Delta flew its last commercial B777 flight over the weekend, with the five and a half hour service between New York JFK and Los Angeles including “special announcements and onboard treats for customers and aviation enthusiasts”.
The US carrier announced plans to accelerate the retirement of its fleet of 18 B777-200ER and B777-200LR earlier this year, as part of “strategic, cost-effective changes to our fleet to respond to the impact of the Covid-19 pandemic”.
Delta took delivery of its first B777 in 1999, with the inaugural service taking place between Atlanta and London.
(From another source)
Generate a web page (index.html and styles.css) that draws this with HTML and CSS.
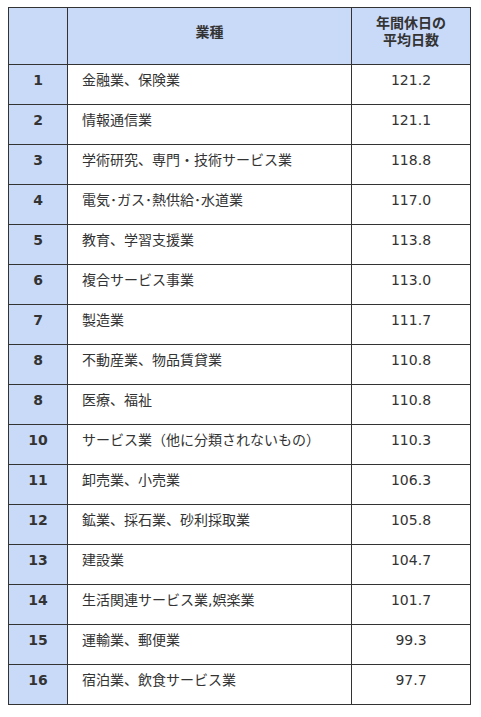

The carrier was also the first US airline to take delivery of the B777-200LR in 2008, featuring lie-flat seats in first class.
Only two years ago Delta began retrofitting its B777s with the carrier’s newest Delta One Suites and the Delta Premium Select cabin, but the aircraft now joins the carrier’s MD-88 and MD-90 aircraft in being retired this year.
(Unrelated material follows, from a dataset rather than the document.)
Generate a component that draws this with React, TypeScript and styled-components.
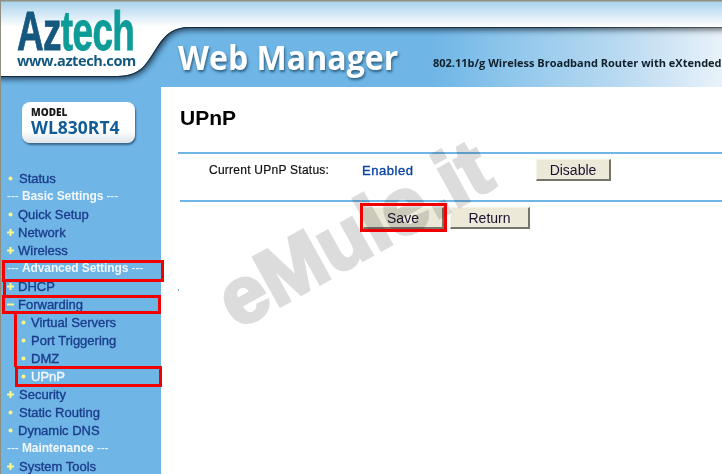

The airline said that its fleet of A350s will replace “nearly every ultra-long-haul 777 route”, although its service between Atlanta and Johannesburg has been switched to a circular Atlanta-Johannesburg-Cape Town-Atlanta routing, to “allow for refuelling at sea level before beginning the 8,130-mile trip back to the US”.
In total Delta’s B777s completed 133,694 flights, covering 1.26 million flight hours.
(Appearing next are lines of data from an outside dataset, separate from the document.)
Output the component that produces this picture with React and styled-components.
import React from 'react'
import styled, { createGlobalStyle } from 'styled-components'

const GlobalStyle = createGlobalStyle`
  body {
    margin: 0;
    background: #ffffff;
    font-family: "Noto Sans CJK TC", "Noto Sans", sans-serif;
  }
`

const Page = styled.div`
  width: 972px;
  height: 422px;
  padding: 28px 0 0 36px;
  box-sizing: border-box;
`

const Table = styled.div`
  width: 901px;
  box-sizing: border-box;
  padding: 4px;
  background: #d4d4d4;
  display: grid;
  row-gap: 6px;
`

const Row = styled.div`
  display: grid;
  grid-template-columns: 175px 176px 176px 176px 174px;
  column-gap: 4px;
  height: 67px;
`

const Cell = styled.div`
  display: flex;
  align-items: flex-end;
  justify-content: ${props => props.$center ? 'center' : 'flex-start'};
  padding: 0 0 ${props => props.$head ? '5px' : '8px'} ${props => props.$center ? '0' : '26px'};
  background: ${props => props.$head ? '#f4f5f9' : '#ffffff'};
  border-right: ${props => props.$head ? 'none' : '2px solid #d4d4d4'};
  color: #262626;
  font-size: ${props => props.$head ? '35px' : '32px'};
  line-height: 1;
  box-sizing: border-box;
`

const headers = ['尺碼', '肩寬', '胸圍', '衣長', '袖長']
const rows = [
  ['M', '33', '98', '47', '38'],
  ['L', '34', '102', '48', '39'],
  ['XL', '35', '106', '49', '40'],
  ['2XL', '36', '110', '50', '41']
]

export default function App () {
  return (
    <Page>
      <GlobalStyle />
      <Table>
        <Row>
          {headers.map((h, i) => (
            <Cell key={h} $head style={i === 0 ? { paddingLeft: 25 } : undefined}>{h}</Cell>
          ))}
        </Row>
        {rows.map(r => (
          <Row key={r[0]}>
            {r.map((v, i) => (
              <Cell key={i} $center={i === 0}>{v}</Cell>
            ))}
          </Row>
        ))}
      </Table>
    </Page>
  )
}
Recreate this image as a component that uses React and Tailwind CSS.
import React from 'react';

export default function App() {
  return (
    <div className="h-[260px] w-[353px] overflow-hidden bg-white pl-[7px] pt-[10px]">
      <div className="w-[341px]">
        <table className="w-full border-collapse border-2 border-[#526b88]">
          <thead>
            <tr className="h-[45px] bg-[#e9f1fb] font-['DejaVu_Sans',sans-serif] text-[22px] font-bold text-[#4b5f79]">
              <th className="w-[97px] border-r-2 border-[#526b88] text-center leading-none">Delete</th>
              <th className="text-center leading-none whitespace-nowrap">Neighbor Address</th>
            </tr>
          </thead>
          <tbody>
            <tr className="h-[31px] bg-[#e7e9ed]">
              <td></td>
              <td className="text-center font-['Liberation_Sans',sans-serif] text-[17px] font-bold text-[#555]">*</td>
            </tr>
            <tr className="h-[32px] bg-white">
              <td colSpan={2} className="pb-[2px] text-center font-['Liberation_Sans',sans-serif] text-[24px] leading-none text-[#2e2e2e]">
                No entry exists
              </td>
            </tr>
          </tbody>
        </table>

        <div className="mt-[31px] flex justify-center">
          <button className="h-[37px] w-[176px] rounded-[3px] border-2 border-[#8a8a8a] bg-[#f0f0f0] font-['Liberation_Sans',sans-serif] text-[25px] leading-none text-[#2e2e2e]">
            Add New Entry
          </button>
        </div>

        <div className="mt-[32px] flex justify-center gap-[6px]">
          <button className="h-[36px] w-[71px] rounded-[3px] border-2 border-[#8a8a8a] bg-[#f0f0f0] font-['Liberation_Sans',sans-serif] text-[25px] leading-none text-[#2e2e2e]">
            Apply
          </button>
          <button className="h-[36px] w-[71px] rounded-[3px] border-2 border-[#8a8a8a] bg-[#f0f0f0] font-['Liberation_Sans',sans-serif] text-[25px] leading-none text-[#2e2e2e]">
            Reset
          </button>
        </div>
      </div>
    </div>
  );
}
Commenting on the news CEO Ed Bastian said:
“Retiring a fleet as iconic as the 777 is not an easy decision – I know it has a direct impact on many of you who fly, crew and service these jets.
“The 777 played an important role with Delta since 1999, allowing us to open new long-haul markets and grow our international network as we transformed into a global airline. I’ve flown on that plane often and I love the customer experience it has delivered over the years.”